First, we will have a telephone interview to discuss your goals and timetable, and how we’ll assist you in achieving your goals.
We will analyze your property, lease, and financial statements to determine the saleability of your property and what needs to be done to maximize its value. This typically includes proposing a new lease or modifying your existing lease.
For the listing phase of your real estate transaction, we prepare a comprehensive, professional marketing package that promotes your real estate in the best light to make it attractive to pre-approved, credit-worthy buyers.
We will distribute the marketing package to the best-qualified local and national buyers and solicit and obtain competitive bids, usually within 30 days of distributing your marketing package.
We review, analyze, and negotiate purchasers’ Letters of Intent to get you to the contract phase.
Our team will work with you and the purchaser through the contract and due diligence phase and with both attorneys schedule and coordinate the closing, typically within 60-90 days of the contract signing.
What is a Sale-Leaseback?
Often, veterinarians own not only their practice but the real estate as well. And, equally as often, the owners do not realize how valuable their real estate has become.
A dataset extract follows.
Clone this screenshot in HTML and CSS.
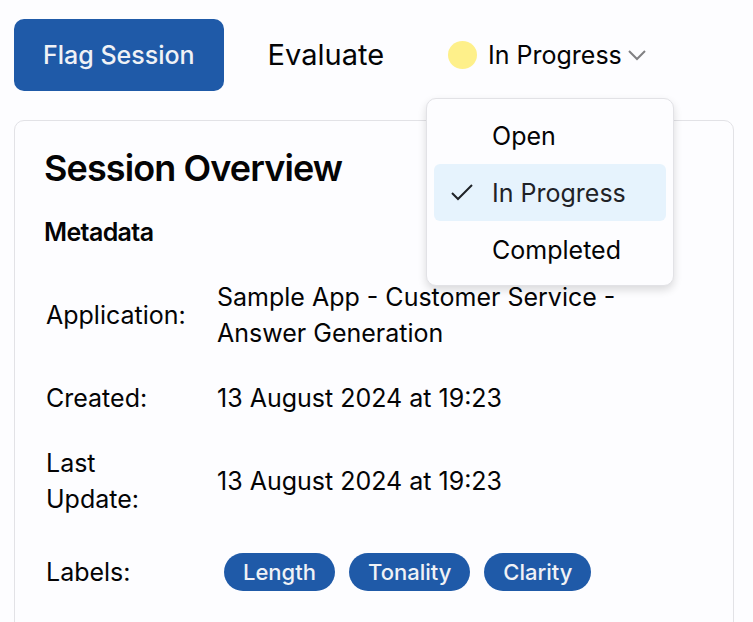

Vets who own their animal hospital real estate have an opportunity to do a sale-leaseback transaction to take some meaningful cash off the table. A sale-leaseback is an arrangement in which the vet sells their real estate and their practice, then leases it back from the purchaser. With a sale-leaseback the details of the arrangement, such as the purchase price, lease payments, and lease duration are made prior to the sale of the real estate. The seller of the property becomes the tenant and the purchaser becomes the landlord.
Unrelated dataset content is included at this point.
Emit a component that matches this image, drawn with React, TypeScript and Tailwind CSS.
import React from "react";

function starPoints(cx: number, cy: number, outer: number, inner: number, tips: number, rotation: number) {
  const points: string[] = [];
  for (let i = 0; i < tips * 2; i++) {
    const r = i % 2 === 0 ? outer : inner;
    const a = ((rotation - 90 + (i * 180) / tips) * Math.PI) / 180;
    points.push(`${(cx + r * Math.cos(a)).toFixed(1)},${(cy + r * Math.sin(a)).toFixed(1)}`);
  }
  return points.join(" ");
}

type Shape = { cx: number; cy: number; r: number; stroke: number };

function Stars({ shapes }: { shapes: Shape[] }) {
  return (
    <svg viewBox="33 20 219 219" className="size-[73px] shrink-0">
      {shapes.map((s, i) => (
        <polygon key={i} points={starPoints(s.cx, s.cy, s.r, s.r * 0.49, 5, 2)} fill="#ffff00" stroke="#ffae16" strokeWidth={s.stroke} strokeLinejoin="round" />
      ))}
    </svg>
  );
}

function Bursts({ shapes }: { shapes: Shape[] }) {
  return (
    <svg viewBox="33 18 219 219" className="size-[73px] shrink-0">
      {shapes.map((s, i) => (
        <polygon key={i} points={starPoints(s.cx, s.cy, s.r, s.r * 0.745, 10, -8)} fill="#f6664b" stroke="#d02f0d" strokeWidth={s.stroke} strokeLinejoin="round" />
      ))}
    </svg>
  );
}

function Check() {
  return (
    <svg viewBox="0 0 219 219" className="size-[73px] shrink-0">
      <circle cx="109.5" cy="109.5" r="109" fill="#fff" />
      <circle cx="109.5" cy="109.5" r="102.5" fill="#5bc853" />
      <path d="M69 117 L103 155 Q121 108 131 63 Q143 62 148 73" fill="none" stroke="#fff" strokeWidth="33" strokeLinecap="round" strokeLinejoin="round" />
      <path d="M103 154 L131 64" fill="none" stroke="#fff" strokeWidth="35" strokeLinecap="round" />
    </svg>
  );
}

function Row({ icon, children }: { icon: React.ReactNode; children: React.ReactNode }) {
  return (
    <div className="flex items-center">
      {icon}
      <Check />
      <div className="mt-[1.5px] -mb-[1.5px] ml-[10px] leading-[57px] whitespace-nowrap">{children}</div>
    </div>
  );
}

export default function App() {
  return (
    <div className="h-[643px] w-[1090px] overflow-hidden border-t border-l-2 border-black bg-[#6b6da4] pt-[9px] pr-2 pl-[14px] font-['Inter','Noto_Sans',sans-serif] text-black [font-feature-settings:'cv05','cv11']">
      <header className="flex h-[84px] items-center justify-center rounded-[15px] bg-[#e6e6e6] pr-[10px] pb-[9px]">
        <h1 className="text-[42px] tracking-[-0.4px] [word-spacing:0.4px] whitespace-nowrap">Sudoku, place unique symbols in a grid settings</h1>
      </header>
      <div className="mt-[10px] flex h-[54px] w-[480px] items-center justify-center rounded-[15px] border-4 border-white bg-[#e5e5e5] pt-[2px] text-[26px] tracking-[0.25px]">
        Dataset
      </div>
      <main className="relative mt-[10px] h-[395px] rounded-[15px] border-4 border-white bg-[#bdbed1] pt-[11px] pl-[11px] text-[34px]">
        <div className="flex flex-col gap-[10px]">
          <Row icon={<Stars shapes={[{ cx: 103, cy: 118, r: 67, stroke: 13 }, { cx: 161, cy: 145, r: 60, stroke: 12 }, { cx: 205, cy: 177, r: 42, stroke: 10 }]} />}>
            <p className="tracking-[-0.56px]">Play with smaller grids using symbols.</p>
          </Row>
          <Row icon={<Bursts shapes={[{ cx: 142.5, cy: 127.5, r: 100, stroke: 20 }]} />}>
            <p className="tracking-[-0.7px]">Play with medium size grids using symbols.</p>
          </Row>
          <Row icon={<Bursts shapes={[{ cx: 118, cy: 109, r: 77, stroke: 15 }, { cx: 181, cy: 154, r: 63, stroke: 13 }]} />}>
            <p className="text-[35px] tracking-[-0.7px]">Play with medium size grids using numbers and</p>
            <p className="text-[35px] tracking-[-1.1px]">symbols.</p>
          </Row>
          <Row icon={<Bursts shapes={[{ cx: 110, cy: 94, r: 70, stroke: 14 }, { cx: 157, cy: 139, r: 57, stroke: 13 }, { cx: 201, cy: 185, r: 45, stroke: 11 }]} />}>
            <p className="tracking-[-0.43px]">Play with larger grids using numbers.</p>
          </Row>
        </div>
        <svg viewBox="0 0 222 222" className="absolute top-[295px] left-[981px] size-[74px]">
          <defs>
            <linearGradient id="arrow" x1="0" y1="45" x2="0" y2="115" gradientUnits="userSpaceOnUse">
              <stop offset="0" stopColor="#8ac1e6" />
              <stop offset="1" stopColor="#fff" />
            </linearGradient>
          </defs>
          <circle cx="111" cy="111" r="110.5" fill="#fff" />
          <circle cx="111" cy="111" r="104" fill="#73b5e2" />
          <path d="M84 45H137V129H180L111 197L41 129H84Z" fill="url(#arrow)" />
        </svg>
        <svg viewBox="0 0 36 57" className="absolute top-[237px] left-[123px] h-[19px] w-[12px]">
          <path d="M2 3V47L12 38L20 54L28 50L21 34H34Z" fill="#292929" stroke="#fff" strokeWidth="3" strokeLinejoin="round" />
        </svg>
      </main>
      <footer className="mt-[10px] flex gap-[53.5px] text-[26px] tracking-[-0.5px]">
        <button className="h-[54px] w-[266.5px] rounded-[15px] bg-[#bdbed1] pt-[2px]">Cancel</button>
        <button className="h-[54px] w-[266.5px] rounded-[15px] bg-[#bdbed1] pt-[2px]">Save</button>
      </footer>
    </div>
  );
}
The vet gets the cash and retains control of the property in order to continue operating their business through a NNN lease. The cash can be used for any purpose, including buying other diversified assets.
An Example of a Sale-Leaseback
A veterinarian owns a 10,000-square foot animal hospital and is paying rent at $25/sf or $250,000 a year. This is considered income, so the vet is paying income tax on the rent. In a sale-leaseback transaction, a buyer pays the vet a cash purchase price of $3.5 million (using a 7% CAP rate) and the practice signs a new 12-year NNN lease at $25/square foot, plus annual 2.5% rent increases, with multiple options to renew. The vet retains control of the property, pays rent to the new owner of the property, and continues to be responsible for taxes, insurance and maintenance (NNN lease). The vet can buy another income-producing property that generates more than twice the annual ROI while deferring capital gains taxes through a 1031 exchange.